Test results of FreeBSD 14.2

I can achieve 1.34 Gb/s without Jumbo Frames enabled. 
This is 1.5 Hz for 1 bit/s (2 GHz / 1.34 Gb)
During network test without Jumbo Frames enabled, iperf client consumes ~40% CPU usage and server also ~40% CPU usage. 

Test results of Debian 12.10

I can achieve 9.5 Gb/s
This is 0.21 Hz for 1 bit/s (2 GHz / 9.5 Gb). 
During network test, iperf client consumes ~50% CPU usage and server ~60% CPU usage. There is no difference when Jumbo Frames are enabled.

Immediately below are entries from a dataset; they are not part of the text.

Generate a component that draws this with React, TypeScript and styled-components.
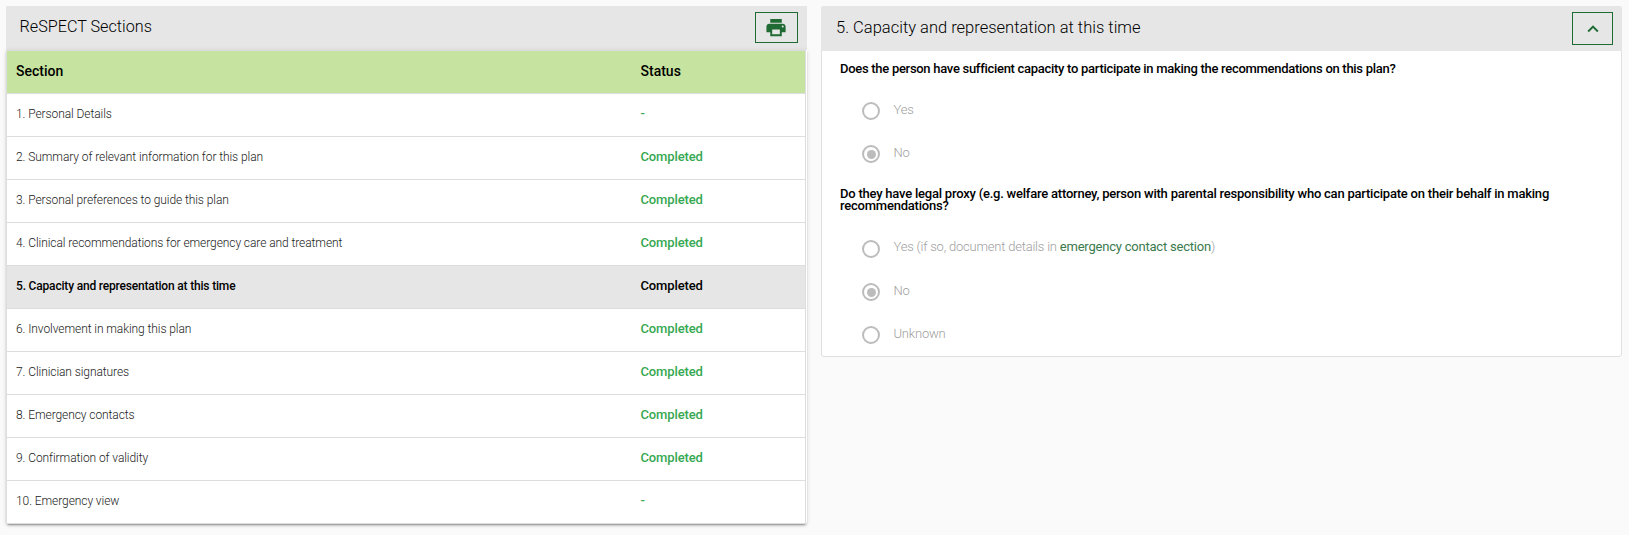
import React from 'react';
import styled, { createGlobalStyle } from 'styled-components';

const GREEN = '#1f6b33';

const GlobalStyle = createGlobalStyle`
  * { box-sizing: border-box; }
  body {
    margin: 0;
    background: #fafafa;
    font-family: Roboto, "Liberation Sans", sans-serif;
    font-weight: 300;
  }
`;

const Page = styled.main`
  display: grid;
  grid-template-columns: 801px 801px;
  gap: 14px;
  align-items: start;
  padding: 6px;
`;

const SectionsPanel = styled.section`
  display: flex;
  flex-direction: column;
`;

const SectionsHeader = styled.header`
  display: flex;
  justify-content: space-between;
  align-items: flex-start;
  height: 44px;
  padding: 6px 9px 0 13.5px;
  background: #e6e6e6;
`;

const PanelTitle = styled.h2<{ $size: number; $top: number }>`
  margin: 0;
  padding-top: ${p => p.$top}px;
  font-size: ${p => p.$size}px;
  font-weight: 300;
  line-height: 20px;
  color: #000;
`;

const OutlineButton = styled.button<{ $w: number; $h: number }>`
  display: flex;
  align-items: center;
  justify-content: center;
  width: ${p => p.$w}px;
  height: ${p => p.$h}px;
  padding: 0;
  border: 1px solid ${GREEN};
  background: transparent;
  color: ${GREEN};
`;

const TableCard = styled.div`
  padding-right: 1px;
  background: #fff;
  border-radius: 0 0 3px 3px;
  box-shadow: 0 3px 1px -2px rgba(0, 0, 0, 0.2), 0 2px 2px 0 rgba(0, 0, 0, 0.14),
    0 1px 5px 0 rgba(0, 0, 0, 0.12);
`;

const Table = styled.div`
  border: 1px solid #ddd;
  border-bottom: 0;
`;

const Row = styled.div<{ $active?: boolean; $head?: boolean }>`
  display: grid;
  grid-template-columns: 624.5px 1fr;
  align-items: center;
  height: 43px;
  padding: 0 0 3px 9px;
  border-bottom: 1px solid #ddd;
  background: ${p => (p.$head ? '#c6e49f' : p.$active ? '#e6e6e6' : 'transparent')};
  color: ${p => (p.$head || p.$active ? '#000' : '#222')};
  font-size: ${p => (p.$head ? '14px' : '12px')};
  font-weight: ${p => (p.$head || p.$active ? 500 : 300)};
  letter-spacing: ${p => (p.$head ? '0' : p.$active ? '-0.18px' : '-0.08px')};
`;

const Status = styled.span<{ $active?: boolean }>`
  font-size: 13px;
  font-weight: 500;
  letter-spacing: -0.12px;
  color: ${p => (p.$active ? '#000' : '#36a852')};
`;

const HeadLabel = styled.span``;

const DetailPanel = styled.section`
  height: 351px;
  border: 1px solid #e0e0e0;
  border-radius: 3px;
  background: #fff;
`;

const DetailHeader = styled.header`
  display: flex;
  justify-content: space-between;
  align-items: flex-start;
  height: 45px;
  margin: -1px -1px 0;
  padding: 6px 9px 0 15px;
  border-radius: 3px 3px 0 0;
  background: #e6e6e6;
`;

const Question = styled.p<{ $top: number; $spacing: string }>`
  margin: 0;
  padding: ${p => p.$top}px 40px 0 18px;
  font-size: 13px;
  font-weight: 500;
  line-height: 12px;
  letter-spacing: ${p => p.$spacing};
  color: #000;
`;

const Options = styled.div<{ $top: number }>`
  display: flex;
  flex-direction: column;
  gap: 25px;
  padding: ${p => p.$top}px 0 0 40px;
`;

const Option = styled.label<{ $lift?: number }>`
  display: flex;
  align-items: center;
  gap: 13.5px;
  height: 18px;
  font-size: 13px;
  letter-spacing: -0.21px;
  color: #a0a0a0;
  white-space: nowrap;

  > span:last-child {
    padding-bottom: ${p => p.$lift ?? 4}px;
  }
`;

const Radio = styled.span<{ $on?: boolean }>`
  display: flex;
  align-items: center;
  justify-content: center;
  width: 18px;
  height: 18px;
  border: 2px solid #bcbcbc;
  border-radius: 50%;

  &::after {
    content: '';
    width: 9px;
    height: 9px;
    border-radius: 50%;
    background: ${p => (p.$on ? '#bcbcbc' : 'transparent')};
  }
`;

const SectionLink = styled.a`
  color: #3b7a4d;
  font-weight: 400;
`;

const sections: [string, string][] = [
  ['1. Personal Details', '-'],
  ['2. Summary of relevant information for this plan', 'Completed'],
  ['3. Personal preferences to guide this plan', 'Completed'],
  ['4. Clinical recommendations for emergency care and treatment', 'Completed'],
  ['5. Capacity and representation at this time', 'Completed'],
  ['6. Involvement in making this plan', 'Completed'],
  ['7. Clinician signatures', 'Completed'],
  ['8. Emergency contacts', 'Completed'],
  ['9. Confirmation of validity', 'Completed'],
  ['10. Emergency view', '-'],
];

const PrintIcon = () => (
  <svg width="23" height="23" viewBox="0.5 0 24 24" fill="currentColor">
    <path d="M19 8H5c-1.66 0-3 1.34-3 3v6h4v4h12v-4h4v-6c0-1.66-1.34-3-3-3zm-3 11H8v-5h8v5zm3-7c-.55 0-1-.45-1-1s.45-1 1-1 1 .45 1 1-.45 1-1 1zm-1-9H6v4h12V3z" />
  </svg>
);

const ChevronUpIcon = () => (
  <svg width="22" height="22" viewBox="0 0 24 24" fill="currentColor">
    <path d="M7.41 15.41L12 10.83l4.59 4.58L18 14l-6-6-6 6z" />
  </svg>
);

export default function App() {
  return (
    <>
      <GlobalStyle />
      <Page>
        <SectionsPanel>
          <SectionsHeader>
            <PanelTitle $size={16.2} $top={5}>ReSPECT Sections</PanelTitle>
            <OutlineButton $w={43} $h={31} aria-label="Print">
              <PrintIcon />
            </OutlineButton>
          </SectionsHeader>
          <TableCard>
            <Table>
              <Row $head>
                <HeadLabel>Section</HeadLabel>
                <HeadLabel>Status</HeadLabel>
              </Row>
              {sections.map(([name, status], i) => (
                <Row key={name} $active={i === 4}>
                  <span>{name}</span>
                  <Status $active={i === 4}>{status}</Status>
                </Row>
              ))}
            </Table>
          </TableCard>
        </SectionsPanel>

        <DetailPanel>
          <DetailHeader>
            <PanelTitle $size={16.5} $top={6}>5. Capacity and representation at this time</PanelTitle>
            <OutlineButton $w={41} $h={33} aria-label="Collapse">
              <ChevronUpIcon />
            </OutlineButton>
          </DetailHeader>
          <Question $top={12} $spacing="-0.29px">
            Does the person have sufficient capacity to participate in making the recommendations on this plan?
          </Question>
          <Options $top={27}>
            <Option><Radio /><span>Yes</span></Option>
            <Option><Radio $on /><span>No</span></Option>
          </Options>
          <Question $top={25} $spacing="-0.22px">
            Do they have legal proxy (e.g. welfare attorney, person with parental responsibility who can participate on
            their behalf in making recommendations?
          </Question>
          <Options $top={28}>
            <Option $lift={6}>
              <Radio />
              <span>
                Yes (if so, document details in <SectionLink>emergency contact section</SectionLink>)
              </span>
            </Option>
            <Option><Radio $on /><span>No</span></Option>
            <Option><Radio /><span>Unknown</span></Option>
          </Options>
        </DetailPanel>
      </Page>
    </>
  );
}
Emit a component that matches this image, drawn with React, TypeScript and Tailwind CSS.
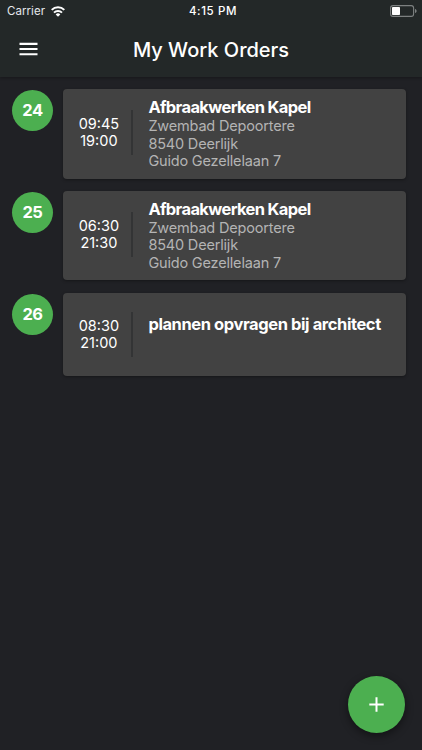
interface WorkOrder {
  day: number;
  start: string;
  end: string;
  title: string;
  details: string[];
}

const WORK_ORDERS: WorkOrder[] = [
  {
    day: 24,
    start: "09:45",
    end: "19:00",
    title: "Afbraakwerken Kapel",
    details: ["Zwembad Depoortere", "8540 Deerlijk", "Guido Gezellelaan 7"],
  },
  {
    day: 25,
    start: "06:30",
    end: "21:30",
    title: "Afbraakwerken Kapel",
    details: ["Zwembad Depoortere", "8540 Deerlijk", "Guido Gezellelaan 7"],
  },
  {
    day: 26,
    start: "08:30",
    end: "21:00",
    title: "plannen opvragen bij architect",
    details: [],
  },
];

function WifiIcon() {
  return (
    <svg width="14" height="11" viewBox="0 0 14 11" fill="none" stroke="#fff" strokeWidth="2">
      <path d="M0.7 3.9a9 9 0 0 1 12.6 0" />
      <path d="M3 6.6a5.7 5.7 0 0 1 8 0" />
      <path d="M7 10.7L4.7 8.4a3.2 3.2 0 0 1 4.6 0z" fill="#fff" stroke="none" />
    </svg>
  );
}

function BatteryIcon() {
  return (
    <svg width="27" height="12" viewBox="0 0 27 12" fill="none">
      <rect x="0.6" y="0.6" width="23" height="10.8" rx="2.4" stroke="#7d8181" strokeWidth="1.1" />
      <rect x="2" y="2" width="8" height="8" rx="0.8" fill="#fff" />
      <path d="M25 4v4c1-.4 1.6-1.1 1.6-2S26 4.4 25 4z" fill="#7d8181" />
    </svg>
  );
}

function StatusBar() {
  return (
    <div className="grid h-[22px] grid-cols-3 items-center pr-[5px] pl-[7px] text-[11.5px] text-white">
      <div className="flex items-center gap-[6px]">
        <span className="pt-[2px] tracking-[0.05px] text-gray-200">Carrier</span>
        <WifiIcon />
      </div>
      <span className="pt-[2px] pl-[2px] text-center font-medium tracking-[0.6px]">4:15 PM</span>
      <div className="flex justify-end">
        <BatteryIcon />
      </div>
    </div>
  );
}

function Header() {
  return (
    <header className="h-[77px] bg-[#232828] shadow-[0_1px_3px_rgba(0,0,0,0.3)]">
      <StatusBar />
      <div className="grid h-[55px] grid-cols-[60px_1fr_60px] items-center">
        <button className="mb-px ml-[19px] h-[14px] w-[19px]" aria-label="Menu">
          <svg width="19" height="14" viewBox="0 0 19 14" fill="#fff">
            <path d="M0.5 0.8h18v2.1h-18zM0.5 6h18v2.1h-18zM0.5 11.2h18v2.1h-18z" />
          </svg>
        </button>
        <h1 className="text-center text-[20px] font-medium text-white">My Work Orders</h1>
      </div>
    </header>
  );
}

function WorkOrderRow({ order }: { order: WorkOrder }) {
  const compact = order.details.length === 0;

  return (
    <li className="flex items-start">
      <div className="mt-px flex h-[41px] w-[41px] shrink-0 items-center justify-center rounded-full bg-[#4caf50] pr-px text-[16.5px] font-bold tracking-[-0.6px] text-white">
        {order.day}
      </div>
      <div
        className={`ml-[10px] flex w-[343px] items-center rounded-[4px] bg-[#424242] shadow-[0_1px_3px_rgba(0,0,0,0.35)] ${
          compact ? "h-[83.4px]" : "h-[89.5px]"
        }`}
      >
        <div
          className={`flex h-[45px] w-[70px] shrink-0 flex-col justify-center border-r-2 border-[#333435] pl-[3px] text-center text-[14.5px] leading-[17.4px] text-white ${
            compact ? "" : "mb-[3px]"
          }`}
        >
          <span>{order.start}</span>
          <span>{order.end}</span>
        </div>
        <div className={`pl-[15px] whitespace-nowrap ${compact ? "pb-[19px]" : ""}`}>
          <h2
            className={`text-[16.5px] leading-[19px] font-bold text-white ${
              compact ? "tracking-[-0.41px]" : "tracking-[-0.64px]"
            }`}
          >
            {order.title}
          </h2>
          {order.details.map((line) => (
            <p key={line} className="text-[14.5px] leading-[17.3px] tracking-[-0.18px] text-[#b4b4b4]">
              {line}
            </p>
          ))}
        </div>
      </div>
    </li>
  );
}

export default function App() {
  return (
    <div className="relative h-[750px] w-[422px] overflow-hidden bg-[#202125] font-['Inter','Liberation_Sans',sans-serif]">
      <Header />
      <ul className="flex flex-col gap-[12.3px] pt-3 pl-[12.4px]">
        {WORK_ORDERS.map((order) => (
          <WorkOrderRow key={order.day} order={order} />
        ))}
      </ul>
      <button
        className="absolute right-[17px] bottom-[17px] flex h-[57px] w-[57px] items-center justify-center rounded-full bg-[#4caf50] shadow-[0_3px_8px_rgba(0,0,0,0.45)]"
        aria-label="Add work order"
      >
        <svg width="15" height="15" viewBox="0 0 15 15" fill="#fff">
          <path d="M6.5 0.3h2v6.2h6.2v2H8.5v6.2h-2V8.5H0.3v-2h6.2z" />
        </svg>
      </button>
    </div>
  );
}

Comparison of default installations

Network throughput of default installation of Debian 12.10 is 7x better than default installation of FreeBSD 14.2. We can also say that Debian requires 7x less CPU cycles per bit/s.

FreeBSD Network tuning

In Debian, open-vm-tools 12.2.0 are automatically installed in default installation.

FreeBSD does not install open-vm-tools automatically but vmxnet driver is included in the kernel, therefore, open-vm-tools should not be necessary. Anyway, I installed open-vm-tools and explicitly enabled vmxnet in rc.conf, but there is no improvement in network throughput, which confirms that open-vm-tools are not necessary for optimal vmxnet networking.

So this is not the thing, so what else we can do to improve network throughput?

Network Buffers

We can try increase Network Buffers.

What is default setting of kern.ipc.maxsockbuf?

root@VM-CUST-0001-192-168-1-11:~ # sysctl -a | grep kern.ipc.maxsockbuf
kern.ipc.maxsockbuf: 2097152

What is default setting of net.inet.tcp.sendspace?

root@VM-CUST-0001-192-168-1-11:~ # sysctl -a | grep net.inet.tcp.sendspace
net.inet.tcp.sendspace: 32768

What is default setting of net.inet.tcp.recvspace?

root@VM-CUST-0001-192-168-1-11:~ # sysctl -a | grep net.inet.tcp.recvspace
net.inet.tcp.recvspace: 65536

Let's increase these values in /etc/sysctl.conf

# Increase maximum buffer size
kern.ipc.maxsockbuf=8388608

# Increase send/receive buffer sizes
net.inet.tcp.sendspace=4194304
net.inet.tcp.recvspace=4194304

and reboot the system.

When I test iperf with these deeper network buffers I can achieve 1.2 Gb/s which is even slightly worse than throughput with default settings (1.34 Gb/s) and far beyond the Debian throughput (9.5 Gb/s) , thus tuning of network buffers does not help and I revert settings to default.

Jumbo Frames

We can try enable Jumbo Frames.

I have Jumbo Frames enabled on the physical network, so I can try enable Jumbo Frames in FreeBSD and test the impact on network throughput.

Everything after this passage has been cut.